From the listing below, extract every line in which the word "this" appears.
**********
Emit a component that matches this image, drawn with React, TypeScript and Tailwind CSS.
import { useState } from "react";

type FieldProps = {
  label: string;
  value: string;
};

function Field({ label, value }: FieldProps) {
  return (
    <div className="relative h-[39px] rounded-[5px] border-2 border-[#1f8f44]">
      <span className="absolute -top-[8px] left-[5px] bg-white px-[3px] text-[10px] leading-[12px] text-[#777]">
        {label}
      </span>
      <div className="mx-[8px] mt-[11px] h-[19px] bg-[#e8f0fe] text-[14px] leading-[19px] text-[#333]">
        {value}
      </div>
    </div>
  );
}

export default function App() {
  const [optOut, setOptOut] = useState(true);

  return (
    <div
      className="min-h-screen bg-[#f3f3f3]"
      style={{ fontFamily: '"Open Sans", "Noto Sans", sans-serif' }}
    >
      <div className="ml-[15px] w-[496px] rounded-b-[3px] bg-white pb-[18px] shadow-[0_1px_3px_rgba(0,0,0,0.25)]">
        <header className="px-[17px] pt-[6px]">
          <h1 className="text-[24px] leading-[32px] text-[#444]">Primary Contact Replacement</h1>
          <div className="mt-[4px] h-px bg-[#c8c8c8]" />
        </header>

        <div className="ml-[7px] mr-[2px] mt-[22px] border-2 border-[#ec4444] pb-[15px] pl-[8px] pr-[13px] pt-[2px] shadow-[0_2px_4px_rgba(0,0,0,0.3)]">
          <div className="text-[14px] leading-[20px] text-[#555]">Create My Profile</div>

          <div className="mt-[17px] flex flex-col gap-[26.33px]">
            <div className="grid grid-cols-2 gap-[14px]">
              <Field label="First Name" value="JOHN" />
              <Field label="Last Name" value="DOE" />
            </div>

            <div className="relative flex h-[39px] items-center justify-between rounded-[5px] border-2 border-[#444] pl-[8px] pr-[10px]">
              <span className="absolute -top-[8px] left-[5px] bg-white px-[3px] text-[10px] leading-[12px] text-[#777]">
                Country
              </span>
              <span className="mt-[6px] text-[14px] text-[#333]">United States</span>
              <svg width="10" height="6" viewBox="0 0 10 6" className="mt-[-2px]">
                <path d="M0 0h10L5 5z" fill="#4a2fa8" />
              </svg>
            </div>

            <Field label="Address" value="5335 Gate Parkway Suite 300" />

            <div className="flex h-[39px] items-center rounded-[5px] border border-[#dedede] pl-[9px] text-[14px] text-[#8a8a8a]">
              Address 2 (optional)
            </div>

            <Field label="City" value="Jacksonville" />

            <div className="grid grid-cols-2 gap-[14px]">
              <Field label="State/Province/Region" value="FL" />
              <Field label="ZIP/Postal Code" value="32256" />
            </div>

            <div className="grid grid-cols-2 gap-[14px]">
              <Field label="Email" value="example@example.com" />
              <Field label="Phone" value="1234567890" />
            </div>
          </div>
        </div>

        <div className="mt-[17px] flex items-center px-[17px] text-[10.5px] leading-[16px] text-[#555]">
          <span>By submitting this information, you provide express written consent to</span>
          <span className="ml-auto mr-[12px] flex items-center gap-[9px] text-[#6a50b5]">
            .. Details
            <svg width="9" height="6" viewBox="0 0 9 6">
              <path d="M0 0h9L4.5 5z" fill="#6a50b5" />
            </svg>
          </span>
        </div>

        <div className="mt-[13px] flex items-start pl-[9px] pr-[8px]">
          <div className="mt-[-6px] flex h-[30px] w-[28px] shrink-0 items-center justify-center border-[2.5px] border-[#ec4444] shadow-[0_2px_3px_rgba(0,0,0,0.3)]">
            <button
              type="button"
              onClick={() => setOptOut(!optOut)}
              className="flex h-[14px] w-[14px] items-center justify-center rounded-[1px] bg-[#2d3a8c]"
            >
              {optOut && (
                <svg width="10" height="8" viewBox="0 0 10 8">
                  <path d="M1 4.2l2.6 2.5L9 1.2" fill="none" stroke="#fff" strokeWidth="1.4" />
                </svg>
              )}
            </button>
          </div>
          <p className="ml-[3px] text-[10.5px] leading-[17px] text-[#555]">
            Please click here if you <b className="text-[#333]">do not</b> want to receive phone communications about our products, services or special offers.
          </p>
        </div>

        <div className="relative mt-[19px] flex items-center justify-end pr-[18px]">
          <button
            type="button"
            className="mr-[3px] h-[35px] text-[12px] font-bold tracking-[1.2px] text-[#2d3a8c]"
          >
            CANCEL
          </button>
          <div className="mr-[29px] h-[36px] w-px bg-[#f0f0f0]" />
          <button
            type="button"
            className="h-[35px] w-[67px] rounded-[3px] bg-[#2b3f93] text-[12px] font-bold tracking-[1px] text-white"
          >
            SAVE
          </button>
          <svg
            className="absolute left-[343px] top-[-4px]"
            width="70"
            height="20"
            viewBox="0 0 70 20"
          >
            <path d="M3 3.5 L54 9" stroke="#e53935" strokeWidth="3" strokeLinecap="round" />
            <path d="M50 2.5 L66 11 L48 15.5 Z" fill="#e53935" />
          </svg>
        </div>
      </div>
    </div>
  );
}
**********
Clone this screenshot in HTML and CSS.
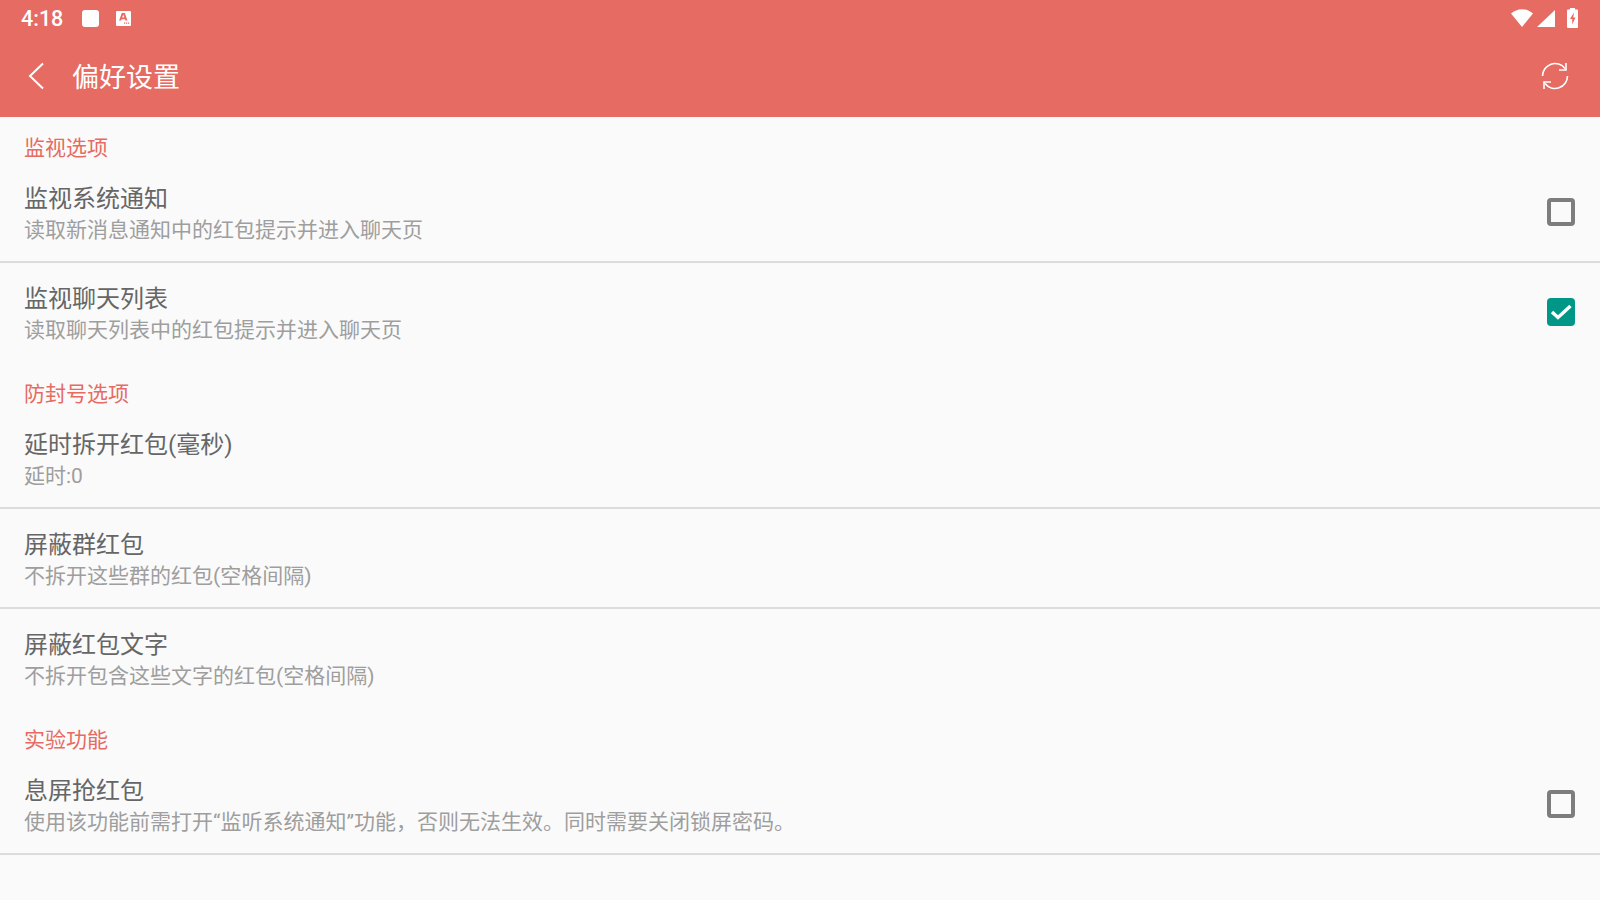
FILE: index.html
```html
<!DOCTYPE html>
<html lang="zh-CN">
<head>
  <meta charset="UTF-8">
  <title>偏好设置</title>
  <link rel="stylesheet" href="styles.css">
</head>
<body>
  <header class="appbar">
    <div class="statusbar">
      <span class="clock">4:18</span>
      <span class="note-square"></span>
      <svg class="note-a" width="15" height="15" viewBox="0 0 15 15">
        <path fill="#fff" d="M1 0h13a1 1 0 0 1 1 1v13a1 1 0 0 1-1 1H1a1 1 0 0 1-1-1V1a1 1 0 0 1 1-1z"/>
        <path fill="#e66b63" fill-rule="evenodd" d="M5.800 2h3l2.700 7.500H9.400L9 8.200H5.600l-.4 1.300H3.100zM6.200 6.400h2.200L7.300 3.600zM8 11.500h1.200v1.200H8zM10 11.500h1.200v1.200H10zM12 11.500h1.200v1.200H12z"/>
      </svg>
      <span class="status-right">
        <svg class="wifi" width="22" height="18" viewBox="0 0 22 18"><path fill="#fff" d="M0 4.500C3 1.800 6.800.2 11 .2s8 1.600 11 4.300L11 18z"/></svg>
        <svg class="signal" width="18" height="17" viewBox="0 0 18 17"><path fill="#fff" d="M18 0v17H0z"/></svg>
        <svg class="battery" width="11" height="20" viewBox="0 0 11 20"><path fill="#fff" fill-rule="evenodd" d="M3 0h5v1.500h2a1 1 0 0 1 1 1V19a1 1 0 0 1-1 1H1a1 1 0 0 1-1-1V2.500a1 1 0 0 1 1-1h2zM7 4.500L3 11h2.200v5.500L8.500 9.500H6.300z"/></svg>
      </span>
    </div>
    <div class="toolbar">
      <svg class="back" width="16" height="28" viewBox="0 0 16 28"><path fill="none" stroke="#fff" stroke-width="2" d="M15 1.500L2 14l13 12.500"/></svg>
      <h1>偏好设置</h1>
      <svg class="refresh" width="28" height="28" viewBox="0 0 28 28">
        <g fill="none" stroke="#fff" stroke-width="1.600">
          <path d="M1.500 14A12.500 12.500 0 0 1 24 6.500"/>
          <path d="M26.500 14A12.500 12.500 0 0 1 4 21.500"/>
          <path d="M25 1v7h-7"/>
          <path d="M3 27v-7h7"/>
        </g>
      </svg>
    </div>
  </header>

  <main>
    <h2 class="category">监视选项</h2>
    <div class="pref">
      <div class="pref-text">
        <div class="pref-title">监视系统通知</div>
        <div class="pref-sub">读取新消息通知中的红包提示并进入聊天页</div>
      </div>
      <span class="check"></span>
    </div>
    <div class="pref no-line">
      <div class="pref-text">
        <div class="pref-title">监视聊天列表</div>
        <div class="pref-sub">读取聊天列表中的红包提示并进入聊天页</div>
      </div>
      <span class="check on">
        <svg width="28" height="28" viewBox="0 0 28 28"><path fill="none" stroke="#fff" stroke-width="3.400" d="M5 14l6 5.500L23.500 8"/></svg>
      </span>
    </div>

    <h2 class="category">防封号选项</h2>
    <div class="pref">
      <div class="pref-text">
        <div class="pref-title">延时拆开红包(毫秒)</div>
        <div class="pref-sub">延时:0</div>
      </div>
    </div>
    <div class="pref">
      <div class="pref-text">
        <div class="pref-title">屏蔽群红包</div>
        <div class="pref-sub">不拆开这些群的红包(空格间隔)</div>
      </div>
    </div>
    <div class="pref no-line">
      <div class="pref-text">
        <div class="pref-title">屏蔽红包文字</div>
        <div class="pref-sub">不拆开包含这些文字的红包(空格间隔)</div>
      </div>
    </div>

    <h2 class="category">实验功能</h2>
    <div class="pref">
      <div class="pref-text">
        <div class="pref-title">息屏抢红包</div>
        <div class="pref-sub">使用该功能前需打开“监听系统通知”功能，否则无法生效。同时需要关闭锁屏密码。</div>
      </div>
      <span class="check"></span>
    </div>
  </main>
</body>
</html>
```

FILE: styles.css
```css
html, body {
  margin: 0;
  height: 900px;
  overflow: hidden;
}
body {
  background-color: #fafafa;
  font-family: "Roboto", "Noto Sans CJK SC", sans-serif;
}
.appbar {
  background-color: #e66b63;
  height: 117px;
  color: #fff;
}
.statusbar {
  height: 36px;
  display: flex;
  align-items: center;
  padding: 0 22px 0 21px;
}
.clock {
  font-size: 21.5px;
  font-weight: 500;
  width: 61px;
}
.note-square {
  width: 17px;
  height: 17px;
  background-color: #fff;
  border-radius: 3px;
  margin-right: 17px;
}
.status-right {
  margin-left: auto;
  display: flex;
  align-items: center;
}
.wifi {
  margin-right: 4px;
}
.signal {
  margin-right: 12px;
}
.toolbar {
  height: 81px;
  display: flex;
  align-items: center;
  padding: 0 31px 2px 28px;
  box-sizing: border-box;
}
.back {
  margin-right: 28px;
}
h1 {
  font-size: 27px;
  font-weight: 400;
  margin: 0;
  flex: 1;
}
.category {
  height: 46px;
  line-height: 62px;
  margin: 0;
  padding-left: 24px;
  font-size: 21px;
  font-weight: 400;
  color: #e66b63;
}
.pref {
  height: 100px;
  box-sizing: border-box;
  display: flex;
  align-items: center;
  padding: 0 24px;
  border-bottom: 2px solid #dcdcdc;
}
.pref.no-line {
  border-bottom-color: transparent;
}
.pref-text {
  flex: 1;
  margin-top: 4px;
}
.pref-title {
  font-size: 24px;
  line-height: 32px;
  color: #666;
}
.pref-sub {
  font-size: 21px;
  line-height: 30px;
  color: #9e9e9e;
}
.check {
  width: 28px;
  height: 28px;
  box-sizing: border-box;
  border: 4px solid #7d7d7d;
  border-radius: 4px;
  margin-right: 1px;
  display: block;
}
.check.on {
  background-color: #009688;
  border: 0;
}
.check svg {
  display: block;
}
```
**********
> **TASK OUTPUT**:
Emit a component that matches this image, drawn with React, TypeScript and Tailwind CSS.
          <span>By submitting this information, you provide express written consent to</span>
Clone this screenshot in HTML and CSS.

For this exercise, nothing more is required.